Tesla’s China operations posted strong growth in May, with wholesale vehicle shipments rising sharply from a year earlier as the U.S. electric vehicle maker benefited from improving momentum in the world’s largest EV market.
Tesla China delivered 85,982 vehicles on a wholesale basis in May, up 39.4% from the same month last year and 8.2% higher than in April, according to data released by the China Passenger Car Association (CPCA).
The result marks Tesla China’s highest monthly wholesale volume so far in 2026 and signals a recovery after a month-on-month decline recorded in April.
Shanghai Factory Drives Growth
During the first five months of 2026, Tesla China’s wholesale volume totaled 378,858 vehicles, representing a 29.4% increase compared with the same period a year earlier.
The figures underscore the importance of Tesla’s Shanghai Gigafactory, which serves both the domestic Chinese market and export destinations.
The May performance also mirrored broader growth across China’s new energy vehicle (NEV) sector.
According to preliminary CPCA estimates, passenger NEV wholesale sales in China reached approximately 1.36 million units in May, up 12% year-on-year and 11% from April.
Recovery Follows Mixed April Performance
Tesla’s May rebound came after a more challenging month in April.
The company reported wholesale shipments of 79,478 vehicles in April, with domestic retail demand showing relative weakness.
Chinese retail sales totaled 25,956 vehicles during that month, while exports from the Shanghai factory climbed to 53,522 units, helping offset softer domestic deliveries.
The CPCA has yet to release Tesla’s May breakdown between domestic sales and exports, with those figures expected in a forthcoming report.
Financing Initiatives Target Local Demand
To stimulate demand in China, Tesla introduced new vehicle financing options in May.
The company launched a financing program called “Easy Loan,” aimed at reducing the upfront cost of vehicle purchases for consumers.
Under the program, buyers of the rear-wheel-drive Model 3, which starts at 235,500 yuan ($34,810), can access a five-year financing plan with a minimum down payment of 55,900 yuan.
The initiative forms part of Tesla’s efforts to maintain competitiveness in China’s increasingly crowded EV market.
Advanced Driver Assistance Rollout Continues
Tesla is also preparing for a broader rollout of advanced driver assistance features in China.

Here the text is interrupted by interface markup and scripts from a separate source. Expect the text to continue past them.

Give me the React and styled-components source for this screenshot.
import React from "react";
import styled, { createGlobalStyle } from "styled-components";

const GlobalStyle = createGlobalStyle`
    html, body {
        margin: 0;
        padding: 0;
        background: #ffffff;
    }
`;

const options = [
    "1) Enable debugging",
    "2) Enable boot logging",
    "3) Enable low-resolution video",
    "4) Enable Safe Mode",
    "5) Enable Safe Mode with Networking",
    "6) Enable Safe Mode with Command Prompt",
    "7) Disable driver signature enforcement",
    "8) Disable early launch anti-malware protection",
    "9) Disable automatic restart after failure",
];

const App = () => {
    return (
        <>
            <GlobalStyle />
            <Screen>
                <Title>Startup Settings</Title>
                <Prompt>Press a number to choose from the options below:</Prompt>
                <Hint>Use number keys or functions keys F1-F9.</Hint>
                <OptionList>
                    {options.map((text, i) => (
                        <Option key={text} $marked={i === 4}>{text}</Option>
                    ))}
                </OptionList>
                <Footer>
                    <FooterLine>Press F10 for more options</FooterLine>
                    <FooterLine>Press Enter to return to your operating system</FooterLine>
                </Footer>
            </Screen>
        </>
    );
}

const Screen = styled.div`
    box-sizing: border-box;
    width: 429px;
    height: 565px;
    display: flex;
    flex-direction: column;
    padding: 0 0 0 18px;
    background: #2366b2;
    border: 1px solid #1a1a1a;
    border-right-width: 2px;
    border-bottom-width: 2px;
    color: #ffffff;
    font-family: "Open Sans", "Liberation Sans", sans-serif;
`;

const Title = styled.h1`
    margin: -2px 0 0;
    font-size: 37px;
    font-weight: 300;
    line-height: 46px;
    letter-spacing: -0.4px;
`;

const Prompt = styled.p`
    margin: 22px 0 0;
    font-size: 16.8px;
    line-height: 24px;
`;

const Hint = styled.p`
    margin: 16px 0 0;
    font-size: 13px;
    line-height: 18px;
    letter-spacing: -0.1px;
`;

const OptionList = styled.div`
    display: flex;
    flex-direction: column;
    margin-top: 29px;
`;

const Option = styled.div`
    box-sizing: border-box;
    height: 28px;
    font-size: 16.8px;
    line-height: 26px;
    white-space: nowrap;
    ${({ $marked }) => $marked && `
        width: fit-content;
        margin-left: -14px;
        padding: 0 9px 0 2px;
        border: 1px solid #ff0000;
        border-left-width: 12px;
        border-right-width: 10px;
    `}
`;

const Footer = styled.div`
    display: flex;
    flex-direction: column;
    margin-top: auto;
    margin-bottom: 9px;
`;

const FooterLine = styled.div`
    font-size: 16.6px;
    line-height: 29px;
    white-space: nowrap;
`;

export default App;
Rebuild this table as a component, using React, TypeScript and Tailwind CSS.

The company recently renamed its Full Self-Driving (FSD) software package on its Chinese website, changing the branding to “Tesla Assisted Driving.”
While the software continues to be priced at 64,000 yuan, Tesla said additional advanced driver assistance functions will be introduced at a later stage.
The change followed Tesla’s announcement on social media platform X that FSD Supervised had become available in several markets, including China.
Competition Intensifies in China’s EV Market
Tesla’s sales growth comes amid intensifying competition from Chinese automakers, many of which reported strong results in May.
The company continues to rely on the Shanghai factory as a key manufacturing and export hub while introducing new financing and software offerings to support its position in the world’s largest electric vehicle market.
As domestic EV adoption continues to rise, Tesla faces growing competition from established Chinese brands as well as emerging manufacturers offering increasingly advanced technology and pricing options.